Listen to Alan Moore sing "The March of the Sinister Ducks"

Thanks you to comics writer extraordinaire Kieron Gillen for bringing this odd bit of culture to my attention. In the most recent of his newsletter, Gillen shared a playlist he made which opened with a sinister song about Sinister Ducks, performed by a band called Sinister Ducks, which was fronted by none other than the great wizard of Northampton, Alan Moore hisself.

More on that musical group, courtesy of Bleeding Cool:

Sinister Ducks, of course, being the band formed by Alan Moore, former Bauhaus bassist David J, saxophonist Alex Green from the ska band ARMY, and singer-guitarist Grant Series of D-Go-Tees, under new pseudonyms, first formed in 1979 when another band had pulled out of a performance. There were a few subsequent performances with other members Glyn Bush of Rockers Hi-Fi and Bridget Enever, and a couple of vinyl releases in the early eighties with cover art from Savage Pencil and the late Kevin O'Neill.

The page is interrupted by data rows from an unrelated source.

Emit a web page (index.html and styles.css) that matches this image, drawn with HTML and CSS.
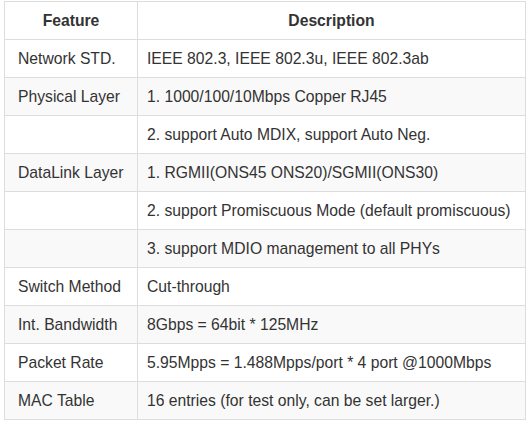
FILE: index.html
```html
<!DOCTYPE html>
<html>
<head>
<meta charset="utf-8">
<link rel="stylesheet" href="styles.css">
</head>
<body>
<div class="wrap">
<table class="spec">
  <colgroup><col class="c1"><col class="c2"></colgroup>
  <thead>
    <tr><th>Feature</th><th>Description</th></tr>
  </thead>
  <tbody>
    <tr><td class="f">Network STD.</td><td class="d">IEEE 802.3, IEEE 802.3u, IEEE 802.3ab</td></tr>
    <tr><td class="f">Physical Layer</td><td class="d">1. 1000/100/10Mbps Copper RJ45</td></tr>
    <tr><td class="f"></td><td class="d">2. support Auto MDIX, support Auto Neg.</td></tr>
    <tr><td class="f">DataLink Layer</td><td class="d">1. RGMII(ONS45 ONS20)/SGMII(ONS30)</td></tr>
    <tr><td class="f"></td><td class="d">2. support Promiscuous Mode (default promiscuous)</td></tr>
    <tr><td class="f"></td><td class="d">3. support MDIO management to all PHYs</td></tr>
    <tr><td class="f">Switch Method</td><td class="d">Cut-through</td></tr>
    <tr><td class="f">Int. Bandwidth</td><td class="d">8Gbps = 64bit * 125MHz</td></tr>
    <tr><td class="f">Packet Rate</td><td class="d">5.95Mpps = 1.488Mpps/port * 4 port @1000Mbps</td></tr>
    <tr><td class="f">MAC Table</td><td class="d">16 entries (for test only, can be set larger.)</td></tr>
  </tbody>
</table>
</div>
</body>
</html>
```

FILE: styles.css
```css
html, body {
  margin: 0;
  padding: 0;
  background: #fff;
}
.wrap {
  padding: 1px 4px 0 4px;
}
.spec {
  border-collapse: collapse;
  width: 522px;
  table-layout: fixed;
  font-family: "Liberation Sans", Arial, sans-serif;
  font-size: 15.7px;
  line-height: 21px;
  color: #333;
}
.spec .c1 { width: 133px; }
.spec th, .spec td {
  border: 1px solid #ddd;
  padding: 8px 10px;
  vertical-align: middle;
  white-space: nowrap;
  height: 21px;
}
.spec th {
  font-weight: bold;
  text-align: center;
}
.spec td.f {
  padding-left: 13px;
}
.spec td.d {
  padding-left: 9px;
}
.spec tbody tr:nth-child(even) {
  background: #f9f9f9;
}
```
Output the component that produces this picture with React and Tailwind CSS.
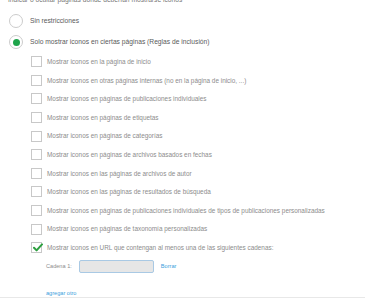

A flexi-disc was published by Fantagraphiucs in Critters #23, which featured an Alan Moore story. Here's a couple of examples that have hit YouTube and have not yet been taken down.

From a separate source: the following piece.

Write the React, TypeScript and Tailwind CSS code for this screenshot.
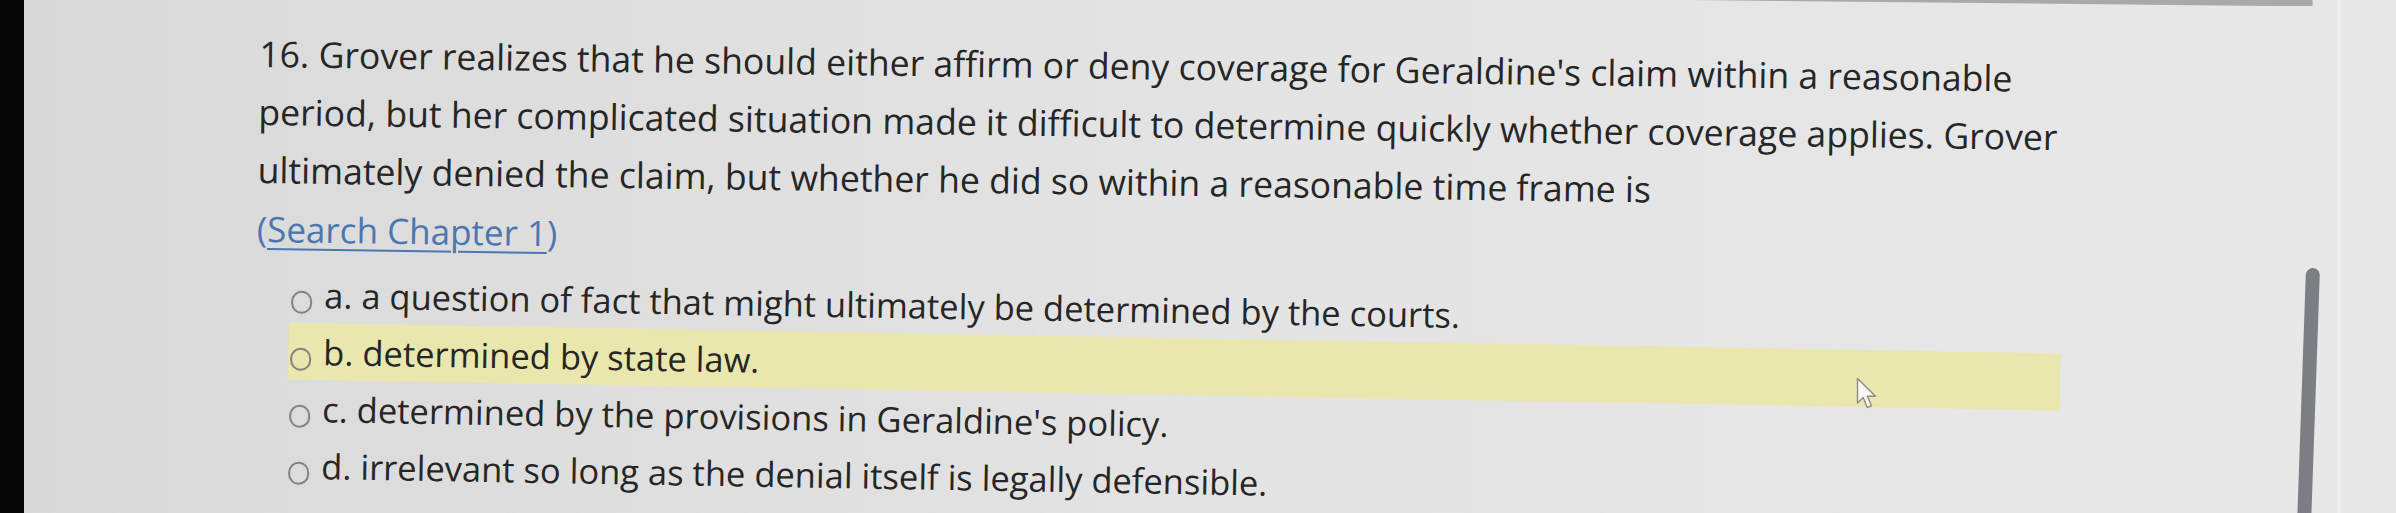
import React from "react";

const questionLines = [
  "16. Grover realizes that he should either affirm or deny coverage for Geraldine's claim within a reasonable",
  "period, but her complicated situation made it difficult to determine quickly whether coverage applies. Grover",
  "ultimately denied the claim, but whether he did so within a reasonable time frame is",
];

const options = [
  { key: "a", text: "a. a question of fact that might ultimately be determined by the courts.", hl: false },
  { key: "b", text: "b. determined by state law.", hl: true },
  { key: "c", text: "c. determined by the provisions in Geraldine's policy.", hl: false },
  { key: "d", text: "d. irrelevant so long as the denial itself is legally defensible.", hl: false },
];

function Cursor() {
  return (
    <svg width="22" height="36" viewBox="0 0 22 36" className="absolute left-[1856px] top-[377px]">
      <path
        d="M1.5 1.5 L1.5 26 L7.2 20.6 L11.2 30.5 L15.4 28.8 L11.4 19.2 L19.5 19.2 Z"
        fill="#f7f7f4"
        stroke="#8d8d86"
        strokeWidth="1.4"
        strokeLinejoin="round"
      />
    </svg>
  );
}

export default function App() {
  return (
    <div
      className="relative w-[2396px] h-[513px] flex overflow-hidden bg-[#e4e4e4]"
      style={{ fontFamily: '"Open Sans", "Noto Sans", sans-serif' }}
    >
      <div className="w-[24px] shrink-0 bg-[#050505]" />
      <div className="flex-1 flex flex-col bg-gradient-to-r from-[#d9d9d9] via-[#e3e3e3] to-[#e8e8e8]">
        <div className="h-[6px] shrink-0 bg-[#a9a9a9] [clip-path:polygon(72%_0,98.9%_0,98.9%_100%,97%_100%)]" />
        <div className="flex-1 flex">
          <div className="flex-1 origin-[236px_0px] rotate-[0.8deg] pl-[236px] pt-[18px] text-[#262626]">
            <div className="text-[35.6px] leading-[58px] whitespace-nowrap">
              {questionLines.map((l) => (
                <div key={l}>{l}</div>
              ))}
            </div>
            <div className="text-[35px] leading-[58px] mt-[2px] whitespace-nowrap text-[#4a77b0]">
              (<span className="underline decoration-[2px] underline-offset-[6px]">Search Chapter 1</span>)
            </div>
            <div className="mt-[7px] text-[34.5px] leading-[57px] origin-left rotate-[0.2deg]">
              {options.map((o) => (
                <div
                  key={o.key}
                  className={`ml-[33px] w-[1772px] pl-[2px] flex items-start whitespace-nowrap ${
                    o.hl ? "bg-[#e9e7ad]" : ""
                  }`}
                >
                  <span className="mt-[25px] w-[21px] h-[23px] shrink-0 rounded-full border-[2px] border-[#838383]" />
                  <span className="ml-[12px] text-[#262626]">{o.text}</span>
                </div>
              ))}
            </div>
          </div>
          <div className="w-[14px] shrink-0 mr-[18px] pt-[262px]">
            <div className="w-[14px] h-[260px] rounded-t-full bg-[#7b7e82] rotate-[2deg] origin-top" />
          </div>
        </div>
      </div>
      <div className="w-[58px] shrink-0 bg-[#e8e8e8] border-l-[2px] border-[#f1f1f1]" />
      <Cursor />
    </div>
  );
}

It's a weird song — yet also weirdly appropriate, both for Moore's oeuvre, and for the playlist, is sort-of meant to accompany the release of the Gillen-penned Immoral X-Men #1, the latest in the X-Men's current Sins of Sinister saga. In case you weren't aware, the X-Men have been in a sort of renaissance period since the release of Jonathan Hickman's House of X / Powers of X miniseries in 2019. The mutants have now built their sovereign nation on the living island of Krakoa, and must deal with all the struggles of running a nation and building a culture and society — the least of which includes some radical approaches to healthcare and criminal justice reform. (Yes, really, these are ongoing X-Men storylines.) Unfortunately, "amnesty for all mutants" includes the dandy Machiavellian sociopath Mr. Sinister, who, as always, is running schemes-within-schemes-within-schemes that will ultimately come back to bite everyone in the ass. This particular Sins of Sinister storyline depicts a future in which Sinister has successfully taken over the world by infecting everyone's DNA with his own. And it sucks, even for him. The story is set in three timelines: 10 years from now, 100 years from now, and 1000 years from now, picking up from the X=10 motif established in the aforementioned House of X / Powers of X series (get it? Powers of X? Powers of 10? So 10 to the 10th power is … okay cool just making sure).

None of this X-Men story has much to do with Alan Moore (whose only real contributions to the mythos — or to Marvel in general, as far as I'm aware — was some early work on Captain Britain, where he did notably introduce the multiversal designation "616" for the main Marvel universe). Just that I like the current X-Men books a lot, and also this song was fun and weird enough to share.